If by "the numbers" he means mineral concentrations (Na, Mg, Ca, SO4, Cl2 etc, which is what brewers look at), then they will be unchanged. So he just needs to get hold of the water report for his area. If he means how much chlorine will be left in it then that obviously depends on how much the filter has been used etc. because it will become less effective near the end of it's usable life. But the fact that he mentions the colour of the beer he wants to make leads me to think he meant mineral content.


----------



## O-beer-wan-kenobi (28/4/14)

verysupple said:


> If by "the numbers" he means mineral concentrations (Na, Mg, Ca, SO4, Cl2 etc, which is what brewers look at), then they will be unchanged. So he just needs to get hold of the water report for his area. If he means how much chlorine will be left in it then that obviously depends on how much the filter has been used etc. because it will become less effective near the end of it's usable life. But the fact that he mentions the colour of the beer he wants to make leads me to think he meant mineral content.


I have been looking for the answer to this question for a while.

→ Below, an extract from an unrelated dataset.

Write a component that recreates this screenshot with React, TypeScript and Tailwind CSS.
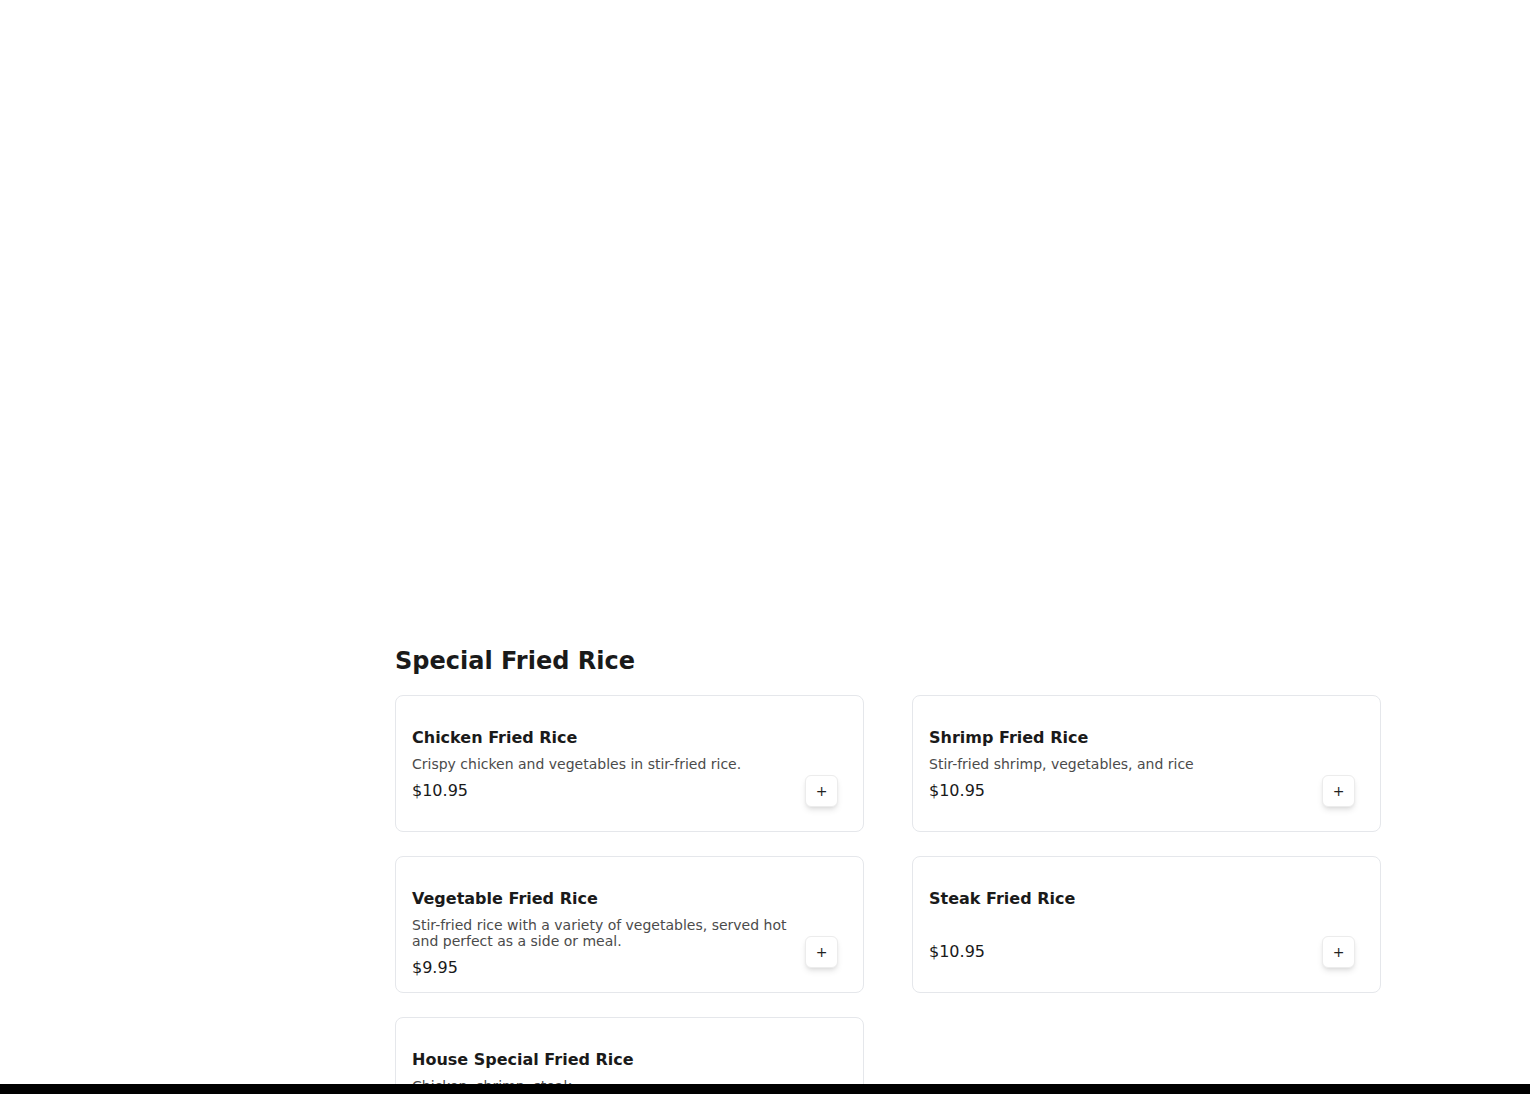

I use a 2 stage carbon filter for drinking and my brewing water because of the strong chlorine smell and taste, and wondered if this strips out any other minerals in my water.
So If I go by my water report, assuming it is correct, there should be no change when using a carbon filter?


----------



## verysupple (28/4/14)

Well, it might filter out a small amount of the minerals, but the seasonal variation of the water supply etc probably has a larger effect. For our purposes where a few ppm here or there doesn't really matter we can just assume carbon filters don't remove minerals.


----------



## Jkpentreath (5/5/14)

Thanks for that. Was hoping for a adelade brewer to pipe up, got the low calcium soft water , sits around 8 ph.


----------